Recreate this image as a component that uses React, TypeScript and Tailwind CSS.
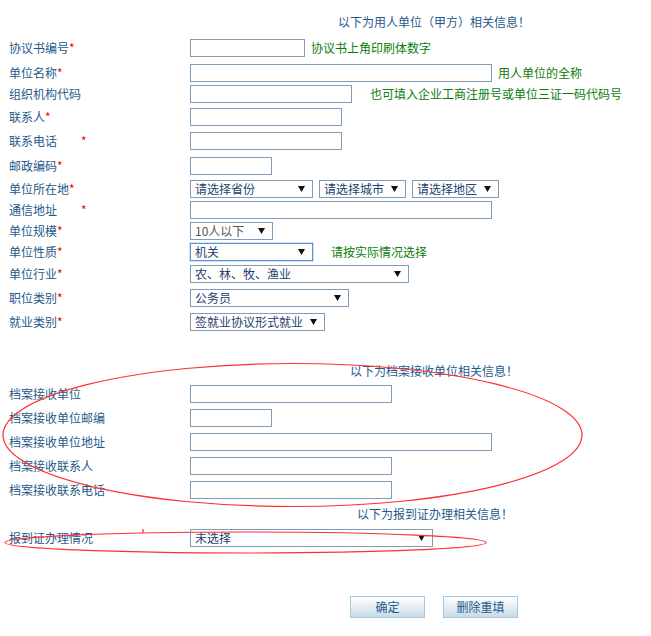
import React from "react";

const FONT = { fontFamily: '"Noto Sans CJK SC", "Noto Sans", sans-serif' };

function Arrow() {
  return (
    <svg width="7" height="6" viewBox="0 0 7 6" className="shrink-0">
      <polygon points="0,0 7,0 3.5,6" fill="#111" />
    </svg>
  );
}

function Label({ text, star, gap }: { text: string; star?: boolean; gap?: boolean }) {
  return (
    <div className="w-[190px] shrink-0 pl-[9px] flex items-center text-[12px] leading-[16px] text-[#1f5a8a]">
      <span>{text}</span>
      {star && <span className={`text-[#ff0000] ${gap ? "ml-[24px]" : ""}`}>*</span>}
    </div>
  );
}

function Input({ w }: { w: string }) {
  return <div className={`${w} h-[18px] border border-[#7f9db9] bg-white shrink-0`} />;
}

function Select({ w, text, focus, gray }: { w: string; text: string; focus?: boolean; gray?: boolean }) {
  return (
    <div
      className={`${w} h-[18px] shrink-0 flex items-center justify-between pl-[4px] pr-[7px] bg-white border ${
        focus ? "border-[#5b8fd8] shadow-[0_0_0_1px_#d3e3f7]" : "border-[#7f9db9]"
      }`}
    >
      <span className={`text-[12px] leading-[16px] whitespace-nowrap ${gray ? "text-[#555]" : "text-[#23406b]"}`}>{text}</span>
      <Arrow />
    </div>
  );
}

function Hint({ text, ml }: { text: string; ml: string }) {
  return <span className={`${ml} text-[12px] leading-[16px] text-[#0a7d0a] whitespace-nowrap`}>{text}</span>;
}

function Row({ mt, children }: { mt: string; children: React.ReactNode }) {
  return <div className={`${mt} h-[18px] flex items-center`}>{children}</div>;
}

function Header({ text, mt, pl }: { text: string; mt: string; pl: string }) {
  return <div className={`${mt} ${pl} h-[16px] text-[12px] leading-[16px] text-[#1f5a8a] whitespace-nowrap`}>{text}</div>;
}

function Button({ text }: { text: string }) {
  return (
    <div className="w-[75px] h-[22px] flex items-center justify-center border border-[#a9c9dd] bg-gradient-to-b from-white to-[#c8dbe8] text-[12px] text-[#1f5a8a]">
      {text}
    </div>
  );
}

export default function App() {
  return (
    <div className="relative w-[651px] h-[636px] bg-white overflow-hidden pt-[14px]" style={FONT}>
      <Header text="以下为用人单位（甲方）相关信息！" mt="mt-0" pl="pl-[338px]" />

      <Row mt="mt-[9px]">
        <Label text="协议书编号" star />
        <Input w="w-[115px]" />
        <Hint text="协议书上角印刷体数字" ml="ml-[6px]" />
      </Row>
      <Row mt="mt-[7px]">
        <Label text="单位名称" star />
        <Input w="w-[302px]" />
        <Hint text="用人单位的全称" ml="ml-[6px]" />
      </Row>
      <Row mt="mt-[3px]">
        <Label text="组织机构代码" />
        <Input w="w-[162px]" />
        <Hint text="也可填入企业工商注册号或单位三证一码代码号" ml="ml-[18px]" />
      </Row>
      <Row mt="mt-[5px]">
        <Label text="联系人" star />
        <Input w="w-[152px]" />
      </Row>
      <Row mt="mt-[6px]">
        <Label text="联系电话" star gap />
        <Input w="w-[152px]" />
      </Row>
      <Row mt="mt-[7px]">
        <Label text="邮政编码" star />
        <Input w="w-[82px]" />
      </Row>
      <Row mt="mt-[5px]">
        <Label text="单位所在地" star />
        <Select w="w-[123px]" text="请选择省份" />
        <div className="ml-[6px]">
          <Select w="w-[87px]" text="请选择城市" />
        </div>
        <div className="ml-[6px]">
          <Select w="w-[87px]" text="请选择地区" />
        </div>
      </Row>
      <Row mt="mt-[3px]">
        <Label text="通信地址" star gap />
        <Input w="w-[302px]" />
      </Row>
      <Row mt="mt-[3px]">
        <Label text="单位规模" star />
        <Select w="w-[83px]" text="10人以下" gray />
      </Row>
      <Row mt="mt-[3px]">
        <Label text="单位性质" star />
        <Select w="w-[123px]" text="机关" focus />
        <Hint text="请按实际情况选择" ml="ml-[18px]" />
      </Row>
      <Row mt="mt-[4px]">
        <Label text="单位行业" star />
        <Select w="w-[219px]" text="农、林、牧、渔业" />
      </Row>
      <Row mt="mt-[6px]">
        <Label text="职位类别" star />
        <Select w="w-[159px]" text="公务员" />
      </Row>
      <Row mt="mt-[6px]">
        <Label text="就业类别" star />
        <Select w="w-[135px]" text="签就业协议形式就业" />
      </Row>

      <Header text="以下为档案接收单位相关信息！" mt="mt-[32px]" pl="pl-[350px]" />
      <Row mt="mt-[6px]">
        <Label text="档案接收单位" />
        <Input w="w-[202px]" />
      </Row>
      <Row mt="mt-[6px]">
        <Label text="档案接收单位邮编" />
        <Input w="w-[82px]" />
      </Row>
      <Row mt="mt-[6px]">
        <Label text="档案接收单位地址" />
        <Input w="w-[302px]" />
      </Row>
      <Row mt="mt-[6px]">
        <Label text="档案接收联系人" />
        <Input w="w-[202px]" />
      </Row>
      <Row mt="mt-[6px]">
        <Label text="档案接收联系电话" />
        <Input w="w-[202px]" />
      </Row>

      <Header text="以下为报到证办理相关信息！" mt="mt-[7px]" pl="pl-[357px]" />
      <Row mt="mt-[7px]">
        <Label text="报到证办理情况" />
        <Select w="w-[243px]" text="未选择" />
      </Row>

      <div className="mt-[49px] pl-[350px] flex gap-[18px]">
        <Button text="确定" />
        <Button text="删除重填" />
      </div>

      <svg className="absolute inset-0 pointer-events-none" width="651" height="636" viewBox="0 0 651 636">
        <ellipse cx="292.5" cy="435" rx="289.5" ry="71.5" fill="none" stroke="#ff3030" strokeWidth="1.2" />
        <ellipse cx="245.5" cy="542.5" rx="240.5" ry="10.5" fill="none" stroke="#ff3030" strokeWidth="1.2" />
        <line x1="143" y1="529" x2="143" y2="533" stroke="#ff5050" strokeWidth="1.5" />
      </svg>
    </div>
  );
}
☆ ☆ ☆ ☆ ☆
* Exercise task *
All of the data needs repeating exactly, but the pictures do not.

* Task solution *
Recreate this image as a component that uses React, TypeScript and Tailwind CSS.
import React from "react";

const FONT = { fontFamily: '"Noto Sans CJK SC", "Noto Sans", sans-serif' };

function Arrow() {
  return (
    <svg width="7" height="6" viewBox="0 0 7 6" className="shrink-0">
      <polygon points="0,0 7,0 3.5,6" fill="#111" />
    </svg>
  );
}

function Label({ text, star, gap }: { text: string; star?: boolean; gap?: boolean }) {
  return (
    <div className="w-[190px] shrink-0 pl-[9px] flex items-center text-[12px] leading-[16px] text-[#1f5a8a]">
      <span>{text}</span>
      {star && <span className={`text-[#ff0000] ${gap ? "ml-[24px]" : ""}`}>*</span>}
    </div>
  );
}

function Input({ w }: { w: string }) {
  return <div className={`${w} h-[18px] border border-[#7f9db9] bg-white shrink-0`} />;
}

function Select({ w, text, focus, gray }: { w: string; text: string; focus?: boolean; gray?: boolean }) {
  return (
    <div
      className={`${w} h-[18px] shrink-0 flex items-center justify-between pl-[4px] pr-[7px] bg-white border ${
        focus ? "border-[#5b8fd8] shadow-[0_0_0_1px_#d3e3f7]" : "border-[#7f9db9]"
      }`}
    >
      <span className={`text-[12px] leading-[16px] whitespace-nowrap ${gray ? "text-[#555]" : "text-[#23406b]"}`}>{text}</span>
      <Arrow />
    </div>
  );
}

function Hint({ text, ml }: { text: string; ml: string }) {
  return <span className={`${ml} text-[12px] leading-[16px] text-[#0a7d0a] whitespace-nowrap`}>{text}</span>;
}

function Row({ mt, children }: { mt: string; children: React.ReactNode }) {
  return <div className={`${mt} h-[18px] flex items-center`}>{children}</div>;
}

function Header({ text, mt, pl }: { text: string; mt: string; pl: string }) {
  return <div className={`${mt} ${pl} h-[16px] text-[12px] leading-[16px] text-[#1f5a8a] whitespace-nowrap`}>{text}</div>;
}

function Button({ text }: { text: string }) {
  return (
    <div className="w-[75px] h-[22px] flex items-center justify-center border border-[#a9c9dd] bg-gradient-to-b from-white to-[#c8dbe8] text-[12px] text-[#1f5a8a]">
      {text}
    </div>
  );
}

export default function App() {
  return (
    <div className="relative w-[651px] h-[636px] bg-white overflow-hidden pt-[14px]" style={FONT}>
      <Header text="以下为用人单位（甲方）相关信息！" mt="mt-0" pl="pl-[338px]" />

      <Row mt="mt-[9px]">
        <Label text="协议书编号" star />
        <Input w="w-[115px]" />
        <Hint text="协议书上角印刷体数字" ml="ml-[6px]" />
      </Row>
      <Row mt="mt-[7px]">
        <Label text="单位名称" star />
        <Input w="w-[302px]" />
        <Hint text="用人单位的全称" ml="ml-[6px]" />
      </Row>
      <Row mt="mt-[3px]">
        <Label text="组织机构代码" />
        <Input w="w-[162px]" />
        <Hint text="也可填入企业工商注册号或单位三证一码代码号" ml="ml-[18px]" />
      </Row>
      <Row mt="mt-[5px]">
        <Label text="联系人" star />
        <Input w="w-[152px]" />
      </Row>
      <Row mt="mt-[6px]">
        <Label text="联系电话" star gap />
        <Input w="w-[152px]" />
      </Row>
      <Row mt="mt-[7px]">
        <Label text="邮政编码" star />
        <Input w="w-[82px]" />
      </Row>
      <Row mt="mt-[5px]">
        <Label text="单位所在地" star />
        <Select w="w-[123px]" text="请选择省份" />
        <div className="ml-[6px]">
          <Select w="w-[87px]" text="请选择城市" />
        </div>
        <div className="ml-[6px]">
          <Select w="w-[87px]" text="请选择地区" />
        </div>
      </Row>
      <Row mt="mt-[3px]">
        <Label text="通信地址" star gap />
        <Input w="w-[302px]" />
      </Row>
      <Row mt="mt-[3px]">
        <Label text="单位规模" star />
        <Select w="w-[83px]" text="10人以下" gray />
      </Row>
      <Row mt="mt-[3px]">
        <Label text="单位性质" star />
        <Select w="w-[123px]" text="机关" focus />
        <Hint text="请按实际情况选择" ml="ml-[18px]" />
      </Row>
      <Row mt="mt-[4px]">
        <Label text="单位行业" star />
        <Select w="w-[219px]" text="农、林、牧、渔业" />
      </Row>
      <Row mt="mt-[6px]">
        <Label text="职位类别" star />
        <Select w="w-[159px]" text="公务员" />
      </Row>
      <Row mt="mt-[6px]">
        <Label text="就业类别" star />
        <Select w="w-[135px]" text="签就业协议形式就业" />
      </Row>

      <Header text="以下为档案接收单位相关信息！" mt="mt-[32px]" pl="pl-[350px]" />
      <Row mt="mt-[6px]">
        <Label text="档案接收单位" />
        <Input w="w-[202px]" />
      </Row>
      <Row mt="mt-[6px]">
        <Label text="档案接收单位邮编" />
        <Input w="w-[82px]" />
      </Row>
      <Row mt="mt-[6px]">
        <Label text="档案接收单位地址" />
        <Input w="w-[302px]" />
      </Row>
      <Row mt="mt-[6px]">
        <Label text="档案接收联系人" />
        <Input w="w-[202px]" />
      </Row>
      <Row mt="mt-[6px]">
        <Label text="档案接收联系电话" />
        <Input w="w-[202px]" />
      </Row>

      <Header text="以下为报到证办理相关信息！" mt="mt-[7px]" pl="pl-[357px]" />
      <Row mt="mt-[7px]">
        <Label text="报到证办理情况" />
        <Select w="w-[243px]" text="未选择" />
      </Row>

      <div className="mt-[49px] pl-[350px] flex gap-[18px]">
        <Button text="确定" />
        <Button text="删除重填" />
      </div>

      <svg className="absolute inset-0 pointer-events-none" width="651" height="636" viewBox="0 0 651 636">
        <ellipse cx="292.5" cy="435" rx="289.5" ry="71.5" fill="none" stroke="#ff3030" strokeWidth="1.2" />
        <ellipse cx="245.5" cy="542.5" rx="240.5" ry="10.5" fill="none" stroke="#ff3030" strokeWidth="1.2" />
        <line x1="143" y1="529" x2="143" y2="533" stroke="#ff5050" strokeWidth="1.5" />
      </svg>
    </div>
  );
}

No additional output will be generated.